Your task is to repeat all of the data exactly while excluding the pictures.

↓↓↓

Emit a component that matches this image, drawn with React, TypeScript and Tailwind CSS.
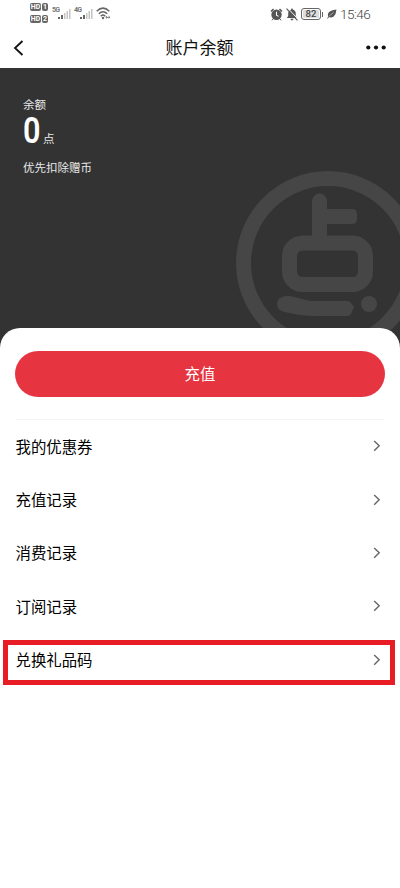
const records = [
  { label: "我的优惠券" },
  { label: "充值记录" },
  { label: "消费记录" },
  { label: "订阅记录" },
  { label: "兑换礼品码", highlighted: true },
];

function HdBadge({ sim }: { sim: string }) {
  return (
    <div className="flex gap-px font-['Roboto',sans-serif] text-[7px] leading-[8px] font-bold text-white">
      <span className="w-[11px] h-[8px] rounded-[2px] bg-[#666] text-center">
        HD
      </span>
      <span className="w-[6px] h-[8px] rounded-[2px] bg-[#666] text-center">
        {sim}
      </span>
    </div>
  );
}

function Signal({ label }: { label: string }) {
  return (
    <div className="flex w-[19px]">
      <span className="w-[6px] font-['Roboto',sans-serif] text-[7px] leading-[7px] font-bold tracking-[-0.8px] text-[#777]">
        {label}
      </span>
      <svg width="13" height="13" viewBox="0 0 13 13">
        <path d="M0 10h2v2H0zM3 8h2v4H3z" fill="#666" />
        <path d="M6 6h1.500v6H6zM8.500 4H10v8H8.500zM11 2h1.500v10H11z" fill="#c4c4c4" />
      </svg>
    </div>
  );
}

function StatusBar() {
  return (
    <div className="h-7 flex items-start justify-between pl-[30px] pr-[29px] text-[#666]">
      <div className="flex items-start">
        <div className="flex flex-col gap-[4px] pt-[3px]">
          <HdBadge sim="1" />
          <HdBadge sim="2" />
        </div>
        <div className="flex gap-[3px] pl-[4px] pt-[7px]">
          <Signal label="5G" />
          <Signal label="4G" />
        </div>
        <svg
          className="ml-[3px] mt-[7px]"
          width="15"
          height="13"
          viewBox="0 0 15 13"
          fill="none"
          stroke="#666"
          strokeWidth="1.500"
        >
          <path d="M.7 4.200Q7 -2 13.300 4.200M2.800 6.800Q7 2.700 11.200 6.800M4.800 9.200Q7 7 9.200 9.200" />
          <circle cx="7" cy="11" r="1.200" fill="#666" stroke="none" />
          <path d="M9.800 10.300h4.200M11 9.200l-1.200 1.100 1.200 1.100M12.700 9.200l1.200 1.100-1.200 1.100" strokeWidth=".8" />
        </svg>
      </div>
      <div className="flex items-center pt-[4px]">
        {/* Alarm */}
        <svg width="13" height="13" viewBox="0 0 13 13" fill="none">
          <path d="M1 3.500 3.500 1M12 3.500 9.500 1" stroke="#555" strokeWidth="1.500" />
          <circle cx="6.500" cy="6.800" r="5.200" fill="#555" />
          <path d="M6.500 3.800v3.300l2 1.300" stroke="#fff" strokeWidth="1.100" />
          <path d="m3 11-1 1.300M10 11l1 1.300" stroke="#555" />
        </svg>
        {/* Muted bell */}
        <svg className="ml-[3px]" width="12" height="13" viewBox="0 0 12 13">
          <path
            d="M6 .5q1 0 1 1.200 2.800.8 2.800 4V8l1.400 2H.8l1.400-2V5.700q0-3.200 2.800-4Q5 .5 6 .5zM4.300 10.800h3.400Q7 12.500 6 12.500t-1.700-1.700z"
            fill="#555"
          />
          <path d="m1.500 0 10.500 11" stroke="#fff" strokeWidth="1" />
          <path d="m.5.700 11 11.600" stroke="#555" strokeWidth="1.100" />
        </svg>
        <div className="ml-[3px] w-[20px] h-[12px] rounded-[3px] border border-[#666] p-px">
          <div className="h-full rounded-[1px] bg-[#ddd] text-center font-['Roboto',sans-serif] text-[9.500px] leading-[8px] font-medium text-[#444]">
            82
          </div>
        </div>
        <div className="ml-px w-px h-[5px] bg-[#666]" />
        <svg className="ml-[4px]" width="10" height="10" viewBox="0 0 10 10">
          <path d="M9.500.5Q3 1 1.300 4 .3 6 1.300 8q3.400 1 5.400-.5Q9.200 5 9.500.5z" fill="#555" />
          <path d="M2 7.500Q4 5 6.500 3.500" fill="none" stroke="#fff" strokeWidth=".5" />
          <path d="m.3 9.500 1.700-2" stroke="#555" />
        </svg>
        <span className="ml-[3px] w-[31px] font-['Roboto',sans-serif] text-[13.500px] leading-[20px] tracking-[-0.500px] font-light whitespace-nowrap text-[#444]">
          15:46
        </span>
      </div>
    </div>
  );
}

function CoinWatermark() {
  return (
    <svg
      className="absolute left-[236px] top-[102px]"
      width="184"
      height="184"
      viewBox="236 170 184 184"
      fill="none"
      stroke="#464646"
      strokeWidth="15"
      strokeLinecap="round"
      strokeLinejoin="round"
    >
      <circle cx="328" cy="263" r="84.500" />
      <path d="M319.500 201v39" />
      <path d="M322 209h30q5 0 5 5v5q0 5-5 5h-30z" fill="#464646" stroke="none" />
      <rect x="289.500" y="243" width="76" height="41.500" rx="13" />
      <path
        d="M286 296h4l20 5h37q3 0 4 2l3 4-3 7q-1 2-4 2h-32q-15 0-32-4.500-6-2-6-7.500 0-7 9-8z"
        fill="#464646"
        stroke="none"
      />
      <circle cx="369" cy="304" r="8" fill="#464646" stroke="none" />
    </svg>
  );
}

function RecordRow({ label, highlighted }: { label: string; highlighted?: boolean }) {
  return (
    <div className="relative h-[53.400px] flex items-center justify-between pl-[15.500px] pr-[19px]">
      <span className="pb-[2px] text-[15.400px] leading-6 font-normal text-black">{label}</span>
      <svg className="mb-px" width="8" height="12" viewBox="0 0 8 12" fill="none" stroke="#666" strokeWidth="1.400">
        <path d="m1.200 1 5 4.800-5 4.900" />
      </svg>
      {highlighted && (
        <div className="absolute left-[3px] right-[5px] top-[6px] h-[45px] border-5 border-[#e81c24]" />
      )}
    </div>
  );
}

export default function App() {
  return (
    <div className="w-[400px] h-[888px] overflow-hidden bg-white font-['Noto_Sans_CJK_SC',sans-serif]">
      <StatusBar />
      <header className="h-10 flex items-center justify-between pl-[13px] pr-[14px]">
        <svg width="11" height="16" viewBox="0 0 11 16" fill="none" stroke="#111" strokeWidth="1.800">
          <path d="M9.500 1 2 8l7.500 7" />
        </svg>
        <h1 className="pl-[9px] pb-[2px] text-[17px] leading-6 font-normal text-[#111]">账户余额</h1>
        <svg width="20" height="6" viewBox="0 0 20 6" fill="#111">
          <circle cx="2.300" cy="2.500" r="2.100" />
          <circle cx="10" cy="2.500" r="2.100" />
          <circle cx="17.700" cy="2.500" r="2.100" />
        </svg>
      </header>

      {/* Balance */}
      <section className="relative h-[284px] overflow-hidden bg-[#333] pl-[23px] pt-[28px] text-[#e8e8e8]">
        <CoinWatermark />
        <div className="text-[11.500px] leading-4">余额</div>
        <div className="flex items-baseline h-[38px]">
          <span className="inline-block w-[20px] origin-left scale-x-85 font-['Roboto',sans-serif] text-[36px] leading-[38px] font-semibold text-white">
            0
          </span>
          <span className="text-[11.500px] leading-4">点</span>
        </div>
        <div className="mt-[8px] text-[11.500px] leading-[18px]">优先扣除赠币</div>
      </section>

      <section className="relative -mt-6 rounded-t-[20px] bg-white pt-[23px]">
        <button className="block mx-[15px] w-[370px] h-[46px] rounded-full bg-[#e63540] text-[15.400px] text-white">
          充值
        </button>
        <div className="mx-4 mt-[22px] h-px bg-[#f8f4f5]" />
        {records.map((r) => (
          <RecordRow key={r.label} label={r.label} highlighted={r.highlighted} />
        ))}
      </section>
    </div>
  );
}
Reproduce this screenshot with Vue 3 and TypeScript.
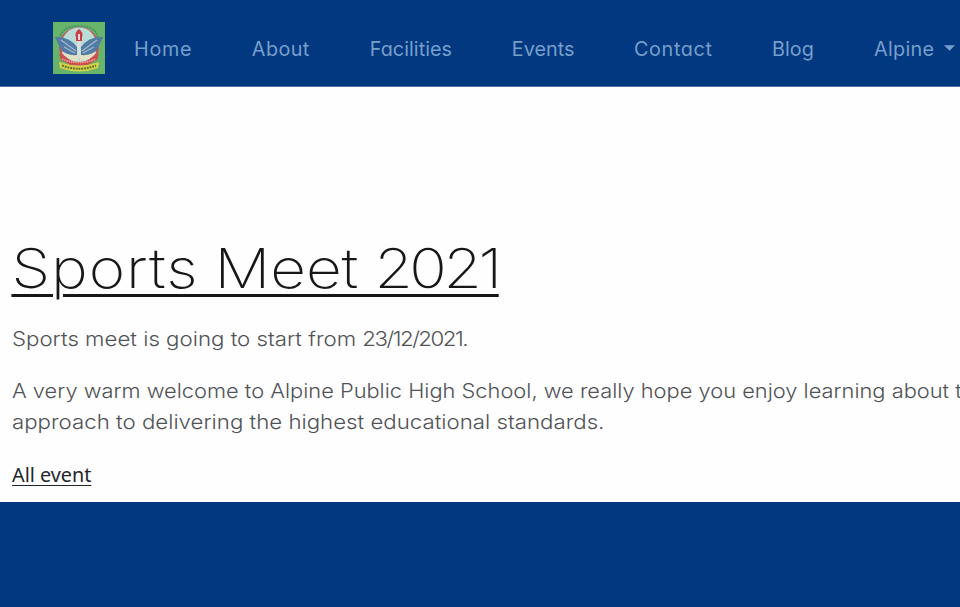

↑↑↑

▸ **Result of the task**
Emit a component that matches this image, drawn with React, TypeScript and Tailwind CSS.
const records = [
  { label: "我的优惠券" },
  { label: "充值记录" },
  { label: "消费记录" },
  { label: "订阅记录" },
  { label: "兑换礼品码", highlighted: true },
];

function HdBadge({ sim }: { sim: string }) {
  return (
    <div className="flex gap-px font-['Roboto',sans-serif] text-[7px] leading-[8px] font-bold text-white">
      <span className="w-[11px] h-[8px] rounded-[2px] bg-[#666] text-center">
        HD
      </span>
      <span className="w-[6px] h-[8px] rounded-[2px] bg-[#666] text-center">
        {sim}
      </span>
    </div>
  );
}

function Signal({ label }: { label: string }) {
  return (
    <div className="flex w-[19px]">
      <span className="w-[6px] font-['Roboto',sans-serif] text-[7px] leading-[7px] font-bold tracking-[-0.8px] text-[#777]">
        {label}
      </span>
      <svg width="13" height="13" viewBox="0 0 13 13">
        <path d="M0 10h2v2H0zM3 8h2v4H3z" fill="#666" />
        <path d="M6 6h1.500v6H6zM8.500 4H10v8H8.500zM11 2h1.500v10H11z" fill="#c4c4c4" />
      </svg>
    </div>
  );
}

function StatusBar() {
  return (
    <div className="h-7 flex items-start justify-between pl-[30px] pr-[29px] text-[#666]">
      <div className="flex items-start">
        <div className="flex flex-col gap-[4px] pt-[3px]">
          <HdBadge sim="1" />
          <HdBadge sim="2" />
        </div>
        <div className="flex gap-[3px] pl-[4px] pt-[7px]">
          <Signal label="5G" />
          <Signal label="4G" />
        </div>
        <svg
          className="ml-[3px] mt-[7px]"
          width="15"
          height="13"
          viewBox="0 0 15 13"
          fill="none"
          stroke="#666"
          strokeWidth="1.500"
        >
          <path d="M.7 4.200Q7 -2 13.300 4.200M2.800 6.800Q7 2.700 11.200 6.800M4.800 9.200Q7 7 9.200 9.200" />
          <circle cx="7" cy="11" r="1.200" fill="#666" stroke="none" />
          <path d="M9.800 10.300h4.200M11 9.200l-1.200 1.100 1.200 1.100M12.700 9.200l1.200 1.100-1.200 1.100" strokeWidth=".8" />
        </svg>
      </div>
      <div className="flex items-center pt-[4px]">
        {/* Alarm */}
        <svg width="13" height="13" viewBox="0 0 13 13" fill="none">
          <path d="M1 3.500 3.500 1M12 3.500 9.500 1" stroke="#555" strokeWidth="1.500" />
          <circle cx="6.500" cy="6.800" r="5.200" fill="#555" />
          <path d="M6.500 3.800v3.300l2 1.300" stroke="#fff" strokeWidth="1.100" />
          <path d="m3 11-1 1.300M10 11l1 1.300" stroke="#555" />
        </svg>
        {/* Muted bell */}
        <svg className="ml-[3px]" width="12" height="13" viewBox="0 0 12 13">
          <path
            d="M6 .5q1 0 1 1.200 2.800.8 2.800 4V8l1.400 2H.8l1.400-2V5.700q0-3.200 2.800-4Q5 .5 6 .5zM4.300 10.800h3.400Q7 12.500 6 12.500t-1.700-1.700z"
            fill="#555"
          />
          <path d="m1.500 0 10.500 11" stroke="#fff" strokeWidth="1" />
          <path d="m.5.700 11 11.600" stroke="#555" strokeWidth="1.100" />
        </svg>
        <div className="ml-[3px] w-[20px] h-[12px] rounded-[3px] border border-[#666] p-px">
          <div className="h-full rounded-[1px] bg-[#ddd] text-center font-['Roboto',sans-serif] text-[9.500px] leading-[8px] font-medium text-[#444]">
            82
          </div>
        </div>
        <div className="ml-px w-px h-[5px] bg-[#666]" />
        <svg className="ml-[4px]" width="10" height="10" viewBox="0 0 10 10">
          <path d="M9.500.5Q3 1 1.300 4 .3 6 1.300 8q3.400 1 5.400-.5Q9.200 5 9.500.5z" fill="#555" />
          <path d="M2 7.500Q4 5 6.500 3.500" fill="none" stroke="#fff" strokeWidth=".5" />
          <path d="m.3 9.500 1.700-2" stroke="#555" />
        </svg>
        <span className="ml-[3px] w-[31px] font-['Roboto',sans-serif] text-[13.500px] leading-[20px] tracking-[-0.500px] font-light whitespace-nowrap text-[#444]">
          15:46
        </span>
      </div>
    </div>
  );
}

function CoinWatermark() {
  return (
    <svg
      className="absolute left-[236px] top-[102px]"
      width="184"
      height="184"
      viewBox="236 170 184 184"
      fill="none"
      stroke="#464646"
      strokeWidth="15"
      strokeLinecap="round"
      strokeLinejoin="round"
    >
      <circle cx="328" cy="263" r="84.500" />
      <path d="M319.500 201v39" />
      <path d="M322 209h30q5 0 5 5v5q0 5-5 5h-30z" fill="#464646" stroke="none" />
      <rect x="289.500" y="243" width="76" height="41.500" rx="13" />
      <path
        d="M286 296h4l20 5h37q3 0 4 2l3 4-3 7q-1 2-4 2h-32q-15 0-32-4.500-6-2-6-7.500 0-7 9-8z"
        fill="#464646"
        stroke="none"
      />
      <circle cx="369" cy="304" r="8" fill="#464646" stroke="none" />
    </svg>
  );
}

function RecordRow({ label, highlighted }: { label: string; highlighted?: boolean }) {
  return (
    <div className="relative h-[53.400px] flex items-center justify-between pl-[15.500px] pr-[19px]">
      <span className="pb-[2px] text-[15.400px] leading-6 font-normal text-black">{label}</span>
      <svg className="mb-px" width="8" height="12" viewBox="0 0 8 12" fill="none" stroke="#666" strokeWidth="1.400">
        <path d="m1.200 1 5 4.800-5 4.900" />
      </svg>
      {highlighted && (
        <div className="absolute left-[3px] right-[5px] top-[6px] h-[45px] border-5 border-[#e81c24]" />
      )}
    </div>
  );
}

export default function App() {
  return (
    <div className="w-[400px] h-[888px] overflow-hidden bg-white font-['Noto_Sans_CJK_SC',sans-serif]">
      <StatusBar />
      <header className="h-10 flex items-center justify-between pl-[13px] pr-[14px]">
        <svg width="11" height="16" viewBox="0 0 11 16" fill="none" stroke="#111" strokeWidth="1.800">
          <path d="M9.500 1 2 8l7.500 7" />
        </svg>
        <h1 className="pl-[9px] pb-[2px] text-[17px] leading-6 font-normal text-[#111]">账户余额</h1>
        <svg width="20" height="6" viewBox="0 0 20 6" fill="#111">
          <circle cx="2.300" cy="2.500" r="2.100" />
          <circle cx="10" cy="2.500" r="2.100" />
          <circle cx="17.700" cy="2.500" r="2.100" />
        </svg>
      </header>

      {/* Balance */}
      <section className="relative h-[284px] overflow-hidden bg-[#333] pl-[23px] pt-[28px] text-[#e8e8e8]">
        <CoinWatermark />
        <div className="text-[11.500px] leading-4">余额</div>
        <div className="flex items-baseline h-[38px]">
          <span className="inline-block w-[20px] origin-left scale-x-85 font-['Roboto',sans-serif] text-[36px] leading-[38px] font-semibold text-white">
            0
          </span>
          <span className="text-[11.500px] leading-4">点</span>
        </div>
        <div className="mt-[8px] text-[11.500px] leading-[18px]">优先扣除赠币</div>
      </section>

      <section className="relative -mt-6 rounded-t-[20px] bg-white pt-[23px]">
        <button className="block mx-[15px] w-[370px] h-[46px] rounded-full bg-[#e63540] text-[15.400px] text-white">
          充值
        </button>
        <div className="mx-4 mt-[22px] h-px bg-[#f8f4f5]" />
        {records.map((r) => (
          <RecordRow key={r.label} label={r.label} highlighted={r.highlighted} />
        ))}
      </section>
    </div>
  );
}
Reproduce this screenshot with Vue 3 and TypeScript.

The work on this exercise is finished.